[Instruction]
Take the material and output all of it exactly.
Start of Raw records
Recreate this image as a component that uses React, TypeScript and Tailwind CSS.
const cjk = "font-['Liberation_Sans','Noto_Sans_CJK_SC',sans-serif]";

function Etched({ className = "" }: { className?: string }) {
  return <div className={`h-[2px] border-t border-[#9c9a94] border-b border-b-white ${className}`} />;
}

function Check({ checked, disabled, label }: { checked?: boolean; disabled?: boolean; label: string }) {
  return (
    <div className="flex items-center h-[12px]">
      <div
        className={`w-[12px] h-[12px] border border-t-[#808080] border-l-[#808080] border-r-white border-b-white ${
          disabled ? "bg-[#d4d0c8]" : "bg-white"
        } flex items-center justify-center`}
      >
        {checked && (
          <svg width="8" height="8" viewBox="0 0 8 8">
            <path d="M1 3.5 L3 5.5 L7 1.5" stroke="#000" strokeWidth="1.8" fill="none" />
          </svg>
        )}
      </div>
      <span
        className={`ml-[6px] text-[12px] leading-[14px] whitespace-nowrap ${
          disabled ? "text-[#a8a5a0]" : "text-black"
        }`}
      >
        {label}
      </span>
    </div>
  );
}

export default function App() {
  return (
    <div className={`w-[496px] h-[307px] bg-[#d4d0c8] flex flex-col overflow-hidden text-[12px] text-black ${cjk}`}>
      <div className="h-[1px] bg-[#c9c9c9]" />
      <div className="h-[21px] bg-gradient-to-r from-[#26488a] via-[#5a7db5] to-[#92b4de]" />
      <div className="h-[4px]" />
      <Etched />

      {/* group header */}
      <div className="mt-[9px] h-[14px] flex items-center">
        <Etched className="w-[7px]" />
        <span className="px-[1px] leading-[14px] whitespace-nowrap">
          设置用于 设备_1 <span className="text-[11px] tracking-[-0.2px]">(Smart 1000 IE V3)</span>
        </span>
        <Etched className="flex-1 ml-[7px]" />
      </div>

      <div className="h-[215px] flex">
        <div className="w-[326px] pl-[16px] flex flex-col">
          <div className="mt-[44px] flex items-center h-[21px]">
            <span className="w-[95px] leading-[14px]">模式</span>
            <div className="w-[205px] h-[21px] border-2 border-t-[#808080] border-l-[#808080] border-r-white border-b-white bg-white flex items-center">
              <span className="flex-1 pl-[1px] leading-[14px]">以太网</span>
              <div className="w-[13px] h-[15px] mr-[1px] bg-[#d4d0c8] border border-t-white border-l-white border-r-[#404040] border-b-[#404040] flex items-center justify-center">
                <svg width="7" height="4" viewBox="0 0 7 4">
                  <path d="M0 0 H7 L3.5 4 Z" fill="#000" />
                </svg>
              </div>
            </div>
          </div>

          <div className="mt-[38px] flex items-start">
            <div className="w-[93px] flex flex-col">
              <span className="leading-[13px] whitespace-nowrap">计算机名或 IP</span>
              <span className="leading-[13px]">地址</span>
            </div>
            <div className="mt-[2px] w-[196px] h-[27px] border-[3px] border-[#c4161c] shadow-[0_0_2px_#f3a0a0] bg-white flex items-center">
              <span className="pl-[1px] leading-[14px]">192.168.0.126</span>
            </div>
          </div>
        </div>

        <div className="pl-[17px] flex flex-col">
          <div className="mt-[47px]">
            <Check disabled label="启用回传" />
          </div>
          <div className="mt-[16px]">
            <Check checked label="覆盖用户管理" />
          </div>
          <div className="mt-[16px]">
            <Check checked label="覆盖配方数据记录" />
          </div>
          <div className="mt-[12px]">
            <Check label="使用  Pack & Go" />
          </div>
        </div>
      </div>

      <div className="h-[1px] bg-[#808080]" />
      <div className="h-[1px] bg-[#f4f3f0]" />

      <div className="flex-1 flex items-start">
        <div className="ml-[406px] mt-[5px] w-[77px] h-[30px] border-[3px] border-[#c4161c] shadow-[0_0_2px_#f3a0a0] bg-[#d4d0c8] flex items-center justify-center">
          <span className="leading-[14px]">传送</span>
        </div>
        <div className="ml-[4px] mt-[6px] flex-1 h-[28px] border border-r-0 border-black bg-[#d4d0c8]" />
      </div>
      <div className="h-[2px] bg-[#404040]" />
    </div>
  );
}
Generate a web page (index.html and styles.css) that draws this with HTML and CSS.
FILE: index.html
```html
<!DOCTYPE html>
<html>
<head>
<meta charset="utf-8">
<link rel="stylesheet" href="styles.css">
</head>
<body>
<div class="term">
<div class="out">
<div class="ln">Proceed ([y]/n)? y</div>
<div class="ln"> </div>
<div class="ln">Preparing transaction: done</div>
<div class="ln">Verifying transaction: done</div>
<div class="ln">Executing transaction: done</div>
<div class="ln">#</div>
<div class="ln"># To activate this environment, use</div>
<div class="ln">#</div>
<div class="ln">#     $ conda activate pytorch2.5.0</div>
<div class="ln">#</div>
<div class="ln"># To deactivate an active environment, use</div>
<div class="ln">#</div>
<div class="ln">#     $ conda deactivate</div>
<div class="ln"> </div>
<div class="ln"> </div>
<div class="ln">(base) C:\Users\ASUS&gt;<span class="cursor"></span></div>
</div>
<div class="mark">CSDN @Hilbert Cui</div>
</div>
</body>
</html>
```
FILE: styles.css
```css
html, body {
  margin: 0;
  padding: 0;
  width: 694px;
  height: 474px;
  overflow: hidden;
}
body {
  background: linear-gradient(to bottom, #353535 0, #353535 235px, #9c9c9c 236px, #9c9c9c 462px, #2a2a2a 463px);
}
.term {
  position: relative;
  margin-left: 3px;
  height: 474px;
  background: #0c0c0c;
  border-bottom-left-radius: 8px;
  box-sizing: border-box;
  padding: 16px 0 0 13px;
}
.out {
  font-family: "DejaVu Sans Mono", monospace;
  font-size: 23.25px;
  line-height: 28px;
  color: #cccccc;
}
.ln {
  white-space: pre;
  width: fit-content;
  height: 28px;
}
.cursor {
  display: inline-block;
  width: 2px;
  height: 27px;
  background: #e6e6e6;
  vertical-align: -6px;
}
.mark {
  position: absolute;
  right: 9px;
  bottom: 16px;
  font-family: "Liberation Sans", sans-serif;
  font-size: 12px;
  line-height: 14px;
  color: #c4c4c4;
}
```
End of Raw records
[Answer for this exercise]
Recreate this image as a component that uses React, TypeScript and Tailwind CSS.
const cjk = "font-['Liberation_Sans','Noto_Sans_CJK_SC',sans-serif]";

function Etched({ className = "" }: { className?: string }) {
  return <div className={`h-[2px] border-t border-[#9c9a94] border-b border-b-white ${className}`} />;
}

function Check({ checked, disabled, label }: { checked?: boolean; disabled?: boolean; label: string }) {
  return (
    <div className="flex items-center h-[12px]">
      <div
        className={`w-[12px] h-[12px] border border-t-[#808080] border-l-[#808080] border-r-white border-b-white ${
          disabled ? "bg-[#d4d0c8]" : "bg-white"
        } flex items-center justify-center`}
      >
        {checked && (
          <svg width="8" height="8" viewBox="0 0 8 8">
            <path d="M1 3.5 L3 5.5 L7 1.5" stroke="#000" strokeWidth="1.8" fill="none" />
          </svg>
        )}
      </div>
      <span
        className={`ml-[6px] text-[12px] leading-[14px] whitespace-nowrap ${
          disabled ? "text-[#a8a5a0]" : "text-black"
        }`}
      >
        {label}
      </span>
    </div>
  );
}

export default function App() {
  return (
    <div className={`w-[496px] h-[307px] bg-[#d4d0c8] flex flex-col overflow-hidden text-[12px] text-black ${cjk}`}>
      <div className="h-[1px] bg-[#c9c9c9]" />
      <div className="h-[21px] bg-gradient-to-r from-[#26488a] via-[#5a7db5] to-[#92b4de]" />
      <div className="h-[4px]" />
      <Etched />

      {/* group header */}
      <div className="mt-[9px] h-[14px] flex items-center">
        <Etched className="w-[7px]" />
        <span className="px-[1px] leading-[14px] whitespace-nowrap">
          设置用于 设备_1 <span className="text-[11px] tracking-[-0.2px]">(Smart 1000 IE V3)</span>
        </span>
        <Etched className="flex-1 ml-[7px]" />
      </div>

      <div className="h-[215px] flex">
        <div className="w-[326px] pl-[16px] flex flex-col">
          <div className="mt-[44px] flex items-center h-[21px]">
            <span className="w-[95px] leading-[14px]">模式</span>
            <div className="w-[205px] h-[21px] border-2 border-t-[#808080] border-l-[#808080] border-r-white border-b-white bg-white flex items-center">
              <span className="flex-1 pl-[1px] leading-[14px]">以太网</span>
              <div className="w-[13px] h-[15px] mr-[1px] bg-[#d4d0c8] border border-t-white border-l-white border-r-[#404040] border-b-[#404040] flex items-center justify-center">
                <svg width="7" height="4" viewBox="0 0 7 4">
                  <path d="M0 0 H7 L3.5 4 Z" fill="#000" />
                </svg>
              </div>
            </div>
          </div>

          <div className="mt-[38px] flex items-start">
            <div className="w-[93px] flex flex-col">
              <span className="leading-[13px] whitespace-nowrap">计算机名或 IP</span>
              <span className="leading-[13px]">地址</span>
            </div>
            <div className="mt-[2px] w-[196px] h-[27px] border-[3px] border-[#c4161c] shadow-[0_0_2px_#f3a0a0] bg-white flex items-center">
              <span className="pl-[1px] leading-[14px]">192.168.0.126</span>
            </div>
          </div>
        </div>

        <div className="pl-[17px] flex flex-col">
          <div className="mt-[47px]">
            <Check disabled label="启用回传" />
          </div>
          <div className="mt-[16px]">
            <Check checked label="覆盖用户管理" />
          </div>
          <div className="mt-[16px]">
            <Check checked label="覆盖配方数据记录" />
          </div>
          <div className="mt-[12px]">
            <Check label="使用  Pack & Go" />
          </div>
        </div>
      </div>

      <div className="h-[1px] bg-[#808080]" />
      <div className="h-[1px] bg-[#f4f3f0]" />

      <div className="flex-1 flex items-start">
        <div className="ml-[406px] mt-[5px] w-[77px] h-[30px] border-[3px] border-[#c4161c] shadow-[0_0_2px_#f3a0a0] bg-[#d4d0c8] flex items-center justify-center">
          <span className="leading-[14px]">传送</span>
        </div>
        <div className="ml-[4px] mt-[6px] flex-1 h-[28px] border border-r-0 border-black bg-[#d4d0c8]" />
      </div>
      <div className="h-[2px] bg-[#404040]" />
    </div>
  );
}
Generate a web page (index.html and styles.css) that draws this with HTML and CSS.
FILE: index.html
```html
<!DOCTYPE html>
<html>
<head>
<meta charset="utf-8">
<link rel="stylesheet" href="styles.css">
</head>
<body>
<div class="term">
<div class="out">
<div class="ln">Proceed ([y]/n)? y</div>
<div class="ln"> </div>
<div class="ln">Preparing transaction: done</div>
<div class="ln">Verifying transaction: done</div>
<div class="ln">Executing transaction: done</div>
<div class="ln">#</div>
<div class="ln"># To activate this environment, use</div>
<div class="ln">#</div>
<div class="ln">#     $ conda activate pytorch2.5.0</div>
<div class="ln">#</div>
<div class="ln"># To deactivate an active environment, use</div>
<div class="ln">#</div>
<div class="ln">#     $ conda deactivate</div>
<div class="ln"> </div>
<div class="ln"> </div>
<div class="ln">(base) C:\Users\ASUS&gt;<span class="cursor"></span></div>
</div>
<div class="mark">CSDN @Hilbert Cui</div>
</div>
</body>
</html>
```
FILE: styles.css
```css
html, body {
  margin: 0;
  padding: 0;
  width: 694px;
  height: 474px;
  overflow: hidden;
}
body {
  background: linear-gradient(to bottom, #353535 0, #353535 235px, #9c9c9c 236px, #9c9c9c 462px, #2a2a2a 463px);
}
.term {
  position: relative;
  margin-left: 3px;
  height: 474px;
  background: #0c0c0c;
  border-bottom-left-radius: 8px;
  box-sizing: border-box;
  padding: 16px 0 0 13px;
}
.out {
  font-family: "DejaVu Sans Mono", monospace;
  font-size: 23.25px;
  line-height: 28px;
  color: #cccccc;
}
.ln {
  white-space: pre;
  width: fit-content;
  height: 28px;
}
.cursor {
  display: inline-block;
  width: 2px;
  height: 27px;
  background: #e6e6e6;
  vertical-align: -6px;
}
.mark {
  position: absolute;
  right: 9px;
  bottom: 16px;
  font-family: "Liberation Sans", sans-serif;
  font-size: 12px;
  line-height: 14px;
  color: #c4c4c4;
}
```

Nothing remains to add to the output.